Gallimard publie parallèlement à L'Original de Laura le recueil complet des nouvelles écrites par Nabokov entre 1921 et 1958. Soixante quatre chef d'oeuvres jusque-là dispersés chez plusieurs éditeurs sont regroupés dans un volume de la collection quarto de Gallimard. Le quotidien suisse Le Temps parle d'"un éblouissement". En effet, de Paris à New York, en passant par Berlin, d'exil en exil, des changements d'adresses comme autant de passionnants voyages. On y trouve enfin deux nouvelles écrites en russe, inédites en France, Natacha et Bruit.
Maurice Couturier qui s'est occupé spécialement de la traduction du manuscrit de "Laura" mais aussi d'une très grande partie du recueil des nouvelles souligne que beaucoup d'autres textes dont Nabokov n'avait pas autorisé la publication devraient maintenant paraître. Il cite par exemple les lettres de Nabokov à sa femme Véra ou encore un recueil d'écrits sur les papillons dont il avait la passion.
En somme, ce court texte de Laura "enfermé si longtemps comme dans la chrysalide d'un cyllopcis pyracmon nabohori, papillon découvert par l'écrivain", sonne aussi comme la promesse de nouvelles parutions dont on se réjouit déjà.
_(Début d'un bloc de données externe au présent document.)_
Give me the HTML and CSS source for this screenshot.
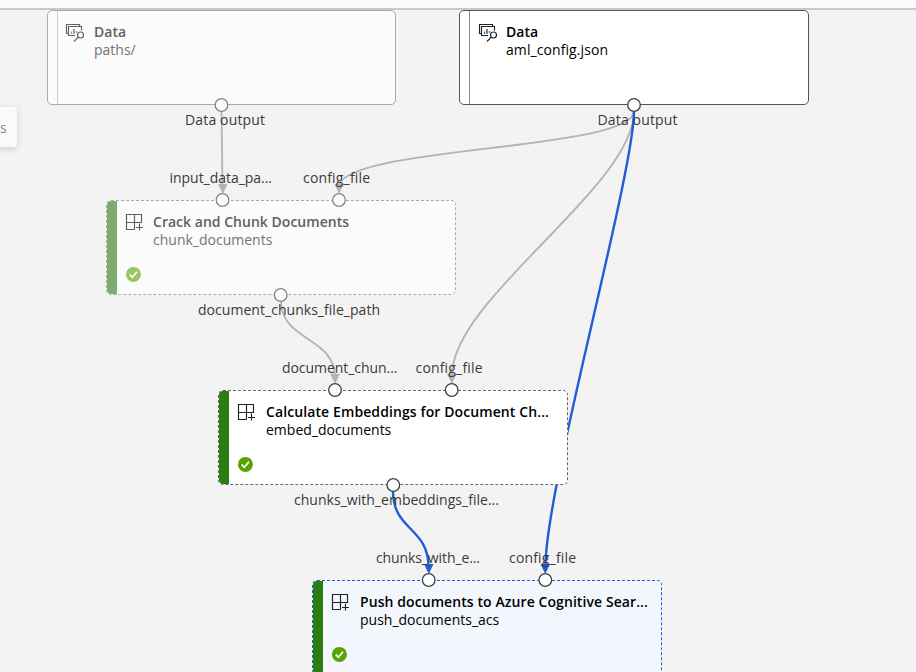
FILE: index.html
```
<!DOCTYPE html>
<html lang="en">
<head>
<meta charset="utf-8">
<title>Pipeline graph</title>
<link rel="stylesheet" href="styles.css">
</head>
<body>
<main class="canvas">
  <div class="topbar"></div>
  <svg class="layer" width="916" height="672" viewBox="0 0 916 672">
    <defs>
      <symbol id="i-data" viewBox="0 0 20 20">
        <path class="ln" d="M3 10.500H1.500V1.500h13V3"/>
        <path class="ln" d="M10 12.500H3.500v-9h13v4"/>
        <path class="bar" d="M6.500 8.500v2.500M11.500 8v2"/>
        <path class="bar2" d="M9 6v5"/>
        <circle class="ln" cx="15.500" cy="12" r="3"/>
        <path class="ln" d="M13.400 14.200L9 18.500"/>
      </symbol>
      <symbol id="i-comp" viewBox="0 0 18 18">
        <path class="ln" d="M9.500 16.500h-8v-15h15v8h-15M9.500 1.500v15M14.500 10.500v7M11 14.500h7"/>
      </symbol>
      <symbol id="i-ok" viewBox="0 0 16 16">
        <circle cx="8.400" cy="8.400" r="7.500" fill="#57a300"/>
        <path d="M4.700 8.600l2.600 2.600 4.700-5.400" fill="none" stroke="#fff" stroke-width="1.700"/>
      </symbol>
    </defs>
    <g class="edges">
      <path d="M221.500 111L222.500 186"/>
      <path d="M634 111C634 151 339 146 339 187"/>
      <path d="M634 111C634 187 452 299 452 375"/>
      <path d="M281 301C281 341 335 337 335 377"/>
      <path class="on" d="M634 111C634 174 545.500 488 545.500 566"/>
      <path class="on" d="M393 491C393 531 428.500 527 428.500 567"/>
    </g>
    <g class="heads">
      <path d="M218 184h9.500l-4.700 10z"/><path d="M334.300 184h9.500l-4.700 10z"/>
      <path d="M330.300 374h9.500l-4.700 10z"/><path d="M447 374h9.500l-4.700 10z"/>
      <path class="on" d="M424 564h9.500l-4.700 10z"/><path class="on" d="M540.500 564h9.500l-4.700 10z"/>
    </g>
  </svg>

  <article class="node data faded n1">
    <i class="rail"></i>
    <svg class="icon" width="20" height="20"><use href="#i-data"/></svg>
    <div class="info"><h2>Data</h2><p>paths/</p></div>
  </article>
  <article class="node data n2">
    <i class="rail"></i>
    <svg class="icon" width="20" height="20"><use href="#i-data"/></svg>
    <div class="info"><h2>Data</h2><p>aml_config.json</p></div>
  </article>
  <article class="node step faded n3">
    <i class="rail"></i>
    <svg class="icon" width="18" height="18"><use href="#i-comp"/></svg>
    <div class="info"><h2>Crack and Chunk Documents</h2><p>chunk_documents</p></div>
    <svg class="ok" width="16" height="16"><use href="#i-ok"/></svg>
  </article>
  <article class="node step n4">
    <i class="rail"></i>
    <svg class="icon" width="18" height="18"><use href="#i-comp"/></svg>
    <div class="info"><h2>Calculate Embeddings for Document Ch...</h2><p>embed_documents</p></div>
    <svg class="ok" width="16" height="16"><use href="#i-ok"/></svg>
  </article>
  <article class="node step selected n5">
    <i class="rail"></i>
    <svg class="icon" width="18" height="18"><use href="#i-comp"/></svg>
    <div class="info"><h2>Push documents to Azure Cognitive Sear...</h2><p>push_documents_acs</p></div>
    <svg class="ok" width="16" height="16"><use href="#i-ok"/></svg>
  </article>

  <svg class="layer" width="916" height="672" viewBox="0 0 916 672">
    <g class="ports">
      <g class="dim">
        <circle cx="221.500" cy="105" r="6.300"/><circle cx="222.500" cy="200" r="6.300"/>
        <circle cx="339" cy="200" r="6.300"/><circle cx="280.700" cy="295" r="6.300"/>
      </g>
      <circle cx="634" cy="105" r="6.300"/><circle cx="335" cy="390" r="6.300"/>
      <circle cx="451.700" cy="390" r="6.300"/><circle cx="393.300" cy="485" r="6.300"/>
      <circle cx="428.700" cy="580" r="6.300"/><circle cx="545.300" cy="580" r="6.300"/>
    </g>
    <g class="labels">
      <text x="185" y="125" textLength="80">Data output</text>
      <text x="597.500" y="125" textLength="80">Data output</text>
      <text x="169.500" y="183" textLength="102.500">input_data_pa...</text>
      <text x="303" y="183" textLength="67">config_file</text>
      <text x="198" y="315" textLength="182">document_chunks_file_path</text>
      <text x="282" y="373" textLength="115.500">document_chun...</text>
      <text x="415.500" y="373" textLength="67">config_file</text>
      <text x="294" y="505" textLength="205">chunks_with_embeddings_file...</text>
      <text x="376" y="563" textLength="104">chunks_with_e...</text>
      <text x="509" y="563" textLength="67">config_file</text>
    </g>
  </svg>
  <aside class="tip">s</aside>
</main>
</body>
</html>
```

FILE: styles.css
```
* { box-sizing: border-box; }
body { margin: 0; font: 14px/18px "Open Sans", "Noto Sans", sans-serif; }
.canvas { position: relative; width: 916px; height: 672px; overflow: hidden; background: #f3f3f3; }
.topbar { height: 10px; background: #fafafa; border-bottom: 2px solid #c8c8c8; }
.layer { position: absolute; left: 0; top: 0; }
.edges path { fill: none; stroke: #b3b3b3; stroke-width: 1.8; }
.edges .on { stroke: #205ed9; stroke-width: 2.4; }
.heads path { fill: #b3b3b3; }
.heads .on { fill: #205ed9; }
.ports circle { fill: #fff; stroke: #424242; stroke-width: 1.3; }
.ports .dim circle { fill: #fbfbfb; stroke: #858585; }
.labels text { font-size: 14px; fill: #3b3a39; }

.node { position: absolute; width: 350px; height: 95px; display: grid; grid-template-rows: 65px 28px; background: #fff; border: 1px solid #555; border-radius: 5px; overflow: hidden; color: #000; }
.data { grid-template-columns: 10px 36px 1fr; }
.step { grid-template-columns: 10px 36px 1fr; border: 1px dashed #666; }
.rail { grid-row: 1 / 3; height: 93px; }
.data .rail { border-right: 1px solid #888; }
.step .rail { background: #2d7d12; border-radius: 3px 0 0 3px; }
.icon { grid-column: 2; grid-row: 1; margin: 12px 0 0 8px; }
.info { grid-column: 3; grid-row: 1; margin-top: 12px; white-space: nowrap; }
.info h2, .info p { margin: 0; font-size: 14px; line-height: 18px; }
.info h2 { font-weight: 600; }
.ok { grid-column: 2; grid-row: 2; margin-left: 8px; }
.ln { fill: none; stroke: #222; stroke-width: 1.15; }
.bar { fill: none; stroke: #1686c5; stroke-width: 1.3; }
.bar2 { fill: none; stroke: #273b8c; stroke-width: 1.3; }
.faded { background: #fbfbfb; border-color: #aaa; color: #666; }
.faded .icon { opacity: .7; }
.faded .info h2 { color: #606060; }
.faded .info p { color: #737373; }
.data.faded .icon { filter: grayscale(1); }
.data.faded .rail { border-color: #ccc; }
.step.faded .rail { background: #7dad6e; }
.faded .ok { opacity: .6; }
.selected { background: #f3f7fd; border-color: #205ed9; }
.n1 { left: 47px; top: 10px; width: 349px; }
.n1 .icon { margin-left: 7px; }
.n2 { left: 459px; top: 10px; }
.n3 { left: 106px; top: 200px; }
.n4 { left: 218px; top: 390px; }
.n5 { left: 312px; top: 580px; }
.n4 .info, .n5 .info { margin-left: 1px; }
.n2 p { letter-spacing: .08px; }
.n3 h2 { letter-spacing: .02px; }
.n4 h2 { letter-spacing: .1px; }
.n5 h2 { letter-spacing: .08px; }
.tip { position: absolute; left: -10px; top: 107px; width: 27px; height: 40px; padding: 12px 0 0 10px; border-radius: 3px; background: #fafafa; color: #888; box-shadow: 0 2px 6px rgba(0,0,0,.15); }
```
Nabokov n'a pas fini de nous surprendre !
Vladimir Nabokov, L'Original de Laura (C'est plutôt drôle de mourir), traduit de l'anglais par Maurice Couturier, Gallimard.
Vladimir Nabokov, Nouvelles Complètes, traduit du russe et de l'anglais par Bernard Kreise et al, Gallimard.
Vladimir Nabokov, Littératures, traduit de l'anglais par Hélène Pasquier et Marie-Odile Fortier-Masek, Robert Laffont.